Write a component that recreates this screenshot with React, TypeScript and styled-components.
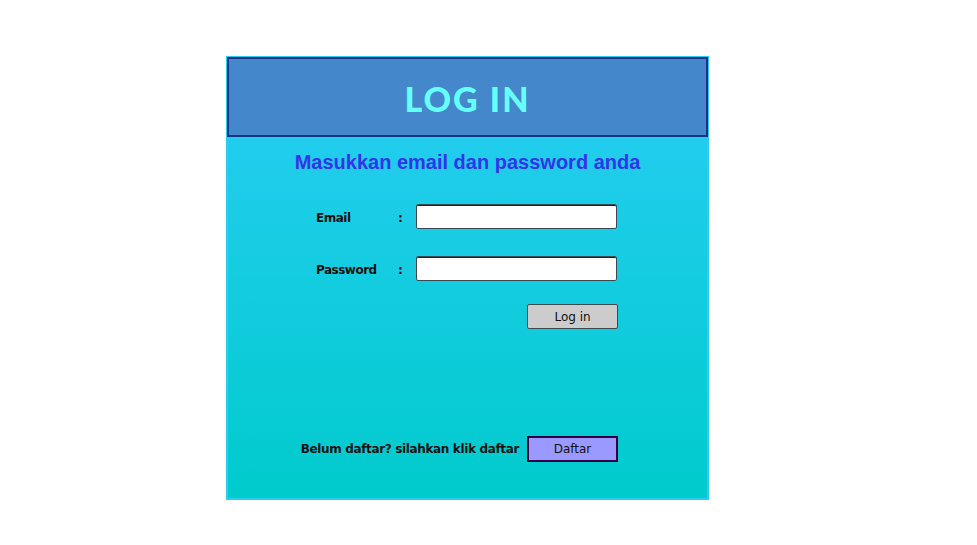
import React from "react";
import styled, { createGlobalStyle } from "styled-components";

const GlobalStyle = createGlobalStyle`
  html, body {
    margin: 0;
    padding: 0;
    background: #ffffff;
  }
`;

function App() {
  return (
    <>
      <GlobalStyle />
      <Page>
        <Panel>
          <Header>
            <Title>LOG IN</Title>
          </Header>
          <Subtitle>Masukkan email dan password anda</Subtitle>
          <Form>
            <FieldRow>
              <Label>Email</Label>
              <Colon>:</Colon>
              <Input type="text" />
            </FieldRow>
            <FieldRow $top={27}>
              <Label>Password</Label>
              <Colon>:</Colon>
              <Input type="password" />
            </FieldRow>
            <ActionRow>
              <Button $variant="login">Log in</Button>
            </ActionRow>
          </Form>
          <Footer>
            <FooterText>Belum daftar? silahkan klik daftar</FooterText>
            <Button $variant="register">Daftar</Button>
          </Footer>
        </Panel>
      </Page>
    </>
  );
}

const Page = styled.div`
  padding: 56px 0 0 226px;
`;

const Panel = styled.div`
  width: 481px;
  height: 442px;
  border: 1px solid #29cdf5;
  box-shadow: inset 1px 0 #29cdf5, inset -1px 0 #29cdf5, inset 0 -1px #29cdf5;
  background: linear-gradient(180deg, #29cdf5 0%, #00cbcc 100%);
  display: flex;
  flex-direction: column;
  font-family: "Comic Sans MS", "DejaVu Sans", sans-serif;
`;

const Header = styled.div`
  height: 76px;
  background: #4487cb;
  border: 2px solid #1b3287;
  display: flex;
  align-items: center;
  justify-content: center;
`;

const Title = styled.h1`
  margin: 0;
  padding-top: 2px;
  font-family: "Comic Sans MS", "Lato", sans-serif;
  font-weight: 900;
  font-size: 34px;
  letter-spacing: 2px;
  color: #66ffff;
`;

const Subtitle = styled.h2`
  margin: 14px 0 0;
  text-align: center;
  font-family: "Liberation Sans", Arial, sans-serif;
  font-weight: 700;
  font-size: 20px;
  line-height: 23px;
  color: #3333ee;
`;

const Form = styled.div`
  display: flex;
  flex-direction: column;
  padding: 30px 90px 0 89px;
`;

const FieldRow = styled.div<{ $top?: number }>`
  display: grid;
  grid-template-columns: 82px 18px 1fr;
  align-items: center;
  margin-top: ${(p) => p.$top ?? 0}px;
`;

const Label = styled.span`
  font-family: "DejaVu Sans", sans-serif;
  font-weight: 700;
  font-size: 12px;
  letter-spacing: -0.5px;
  padding-top: 2px;
  color: #111111;
`;

const Colon = styled(Label)``;

const Input = styled.input`
  box-sizing: border-box;
  width: 201px;
  height: 25px;
  border: 1px solid #3a4a50;
  border-radius: 2px;
  background: #ffffff;
  box-shadow: inset 0 1px 0 #222;
  outline: none;
`;

const ActionRow = styled.div`
  display: flex;
  justify-content: flex-end;
  margin-top: 23px;
`;

const Button = styled.button<{ $variant: "login" | "register" }>`
  box-sizing: border-box;
  width: 91px;
  height: ${(p) => (p.$variant === "login" ? 25 : 26)}px;
  padding: 0;
  font-family: "DejaVu Sans", sans-serif;
  font-size: 12px;
  color: #111111;
  cursor: pointer;
  background: ${(p) => (p.$variant === "login" ? "#cccccc" : "#9999ff")};
  border: ${(p) =>
    p.$variant === "login" ? "1px solid #3d4a4e" : "2px solid #330044"};
  border-radius: ${(p) => (p.$variant === "login" ? 2 : 0)}px;
`;

const Footer = styled.div`
  display: flex;
  justify-content: flex-end;
  align-items: center;
  gap: 8px;
  margin-top: auto;
  padding: 0 90px 37px 0;
`;

const FooterText = styled.span`
  font-family: "DejaVu Sans", sans-serif;
  font-weight: 700;
  font-size: 12px;
  letter-spacing: -0.35px;
  color: #111111;
`;

export default App;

________

Task »
Copy the listing word for word, excluding its pictures.

Task result »
Write a component that recreates this screenshot with React, TypeScript and styled-components.
import React from "react";
import styled, { createGlobalStyle } from "styled-components";

const GlobalStyle = createGlobalStyle`
  html, body {
    margin: 0;
    padding: 0;
    background: #ffffff;
  }
`;

function App() {
  return (
    <>
      <GlobalStyle />
      <Page>
        <Panel>
          <Header>
            <Title>LOG IN</Title>
          </Header>
          <Subtitle>Masukkan email dan password anda</Subtitle>
          <Form>
            <FieldRow>
              <Label>Email</Label>
              <Colon>:</Colon>
              <Input type="text" />
            </FieldRow>
            <FieldRow $top={27}>
              <Label>Password</Label>
              <Colon>:</Colon>
              <Input type="password" />
            </FieldRow>
            <ActionRow>
              <Button $variant="login">Log in</Button>
            </ActionRow>
          </Form>
          <Footer>
            <FooterText>Belum daftar? silahkan klik daftar</FooterText>
            <Button $variant="register">Daftar</Button>
          </Footer>
        </Panel>
      </Page>
    </>
  );
}

const Page = styled.div`
  padding: 56px 0 0 226px;
`;

const Panel = styled.div`
  width: 481px;
  height: 442px;
  border: 1px solid #29cdf5;
  box-shadow: inset 1px 0 #29cdf5, inset -1px 0 #29cdf5, inset 0 -1px #29cdf5;
  background: linear-gradient(180deg, #29cdf5 0%, #00cbcc 100%);
  display: flex;
  flex-direction: column;
  font-family: "Comic Sans MS", "DejaVu Sans", sans-serif;
`;

const Header = styled.div`
  height: 76px;
  background: #4487cb;
  border: 2px solid #1b3287;
  display: flex;
  align-items: center;
  justify-content: center;
`;

const Title = styled.h1`
  margin: 0;
  padding-top: 2px;
  font-family: "Comic Sans MS", "Lato", sans-serif;
  font-weight: 900;
  font-size: 34px;
  letter-spacing: 2px;
  color: #66ffff;
`;

const Subtitle = styled.h2`
  margin: 14px 0 0;
  text-align: center;
  font-family: "Liberation Sans", Arial, sans-serif;
  font-weight: 700;
  font-size: 20px;
  line-height: 23px;
  color: #3333ee;
`;

const Form = styled.div`
  display: flex;
  flex-direction: column;
  padding: 30px 90px 0 89px;
`;

const FieldRow = styled.div<{ $top?: number }>`
  display: grid;
  grid-template-columns: 82px 18px 1fr;
  align-items: center;
  margin-top: ${(p) => p.$top ?? 0}px;
`;

const Label = styled.span`
  font-family: "DejaVu Sans", sans-serif;
  font-weight: 700;
  font-size: 12px;
  letter-spacing: -0.5px;
  padding-top: 2px;
  color: #111111;
`;

const Colon = styled(Label)``;

const Input = styled.input`
  box-sizing: border-box;
  width: 201px;
  height: 25px;
  border: 1px solid #3a4a50;
  border-radius: 2px;
  background: #ffffff;
  box-shadow: inset 0 1px 0 #222;
  outline: none;
`;

const ActionRow = styled.div`
  display: flex;
  justify-content: flex-end;
  margin-top: 23px;
`;

const Button = styled.button<{ $variant: "login" | "register" }>`
  box-sizing: border-box;
  width: 91px;
  height: ${(p) => (p.$variant === "login" ? 25 : 26)}px;
  padding: 0;
  font-family: "DejaVu Sans", sans-serif;
  font-size: 12px;
  color: #111111;
  cursor: pointer;
  background: ${(p) => (p.$variant === "login" ? "#cccccc" : "#9999ff")};
  border: ${(p) =>
    p.$variant === "login" ? "1px solid #3d4a4e" : "2px solid #330044"};
  border-radius: ${(p) => (p.$variant === "login" ? 2 : 0)}px;
`;

const Footer = styled.div`
  display: flex;
  justify-content: flex-end;
  align-items: center;
  gap: 8px;
  margin-top: auto;
  padding: 0 90px 37px 0;
`;

const FooterText = styled.span`
  font-family: "DejaVu Sans", sans-serif;
  font-weight: 700;
  font-size: 12px;
  letter-spacing: -0.35px;
  color: #111111;
`;

export default App;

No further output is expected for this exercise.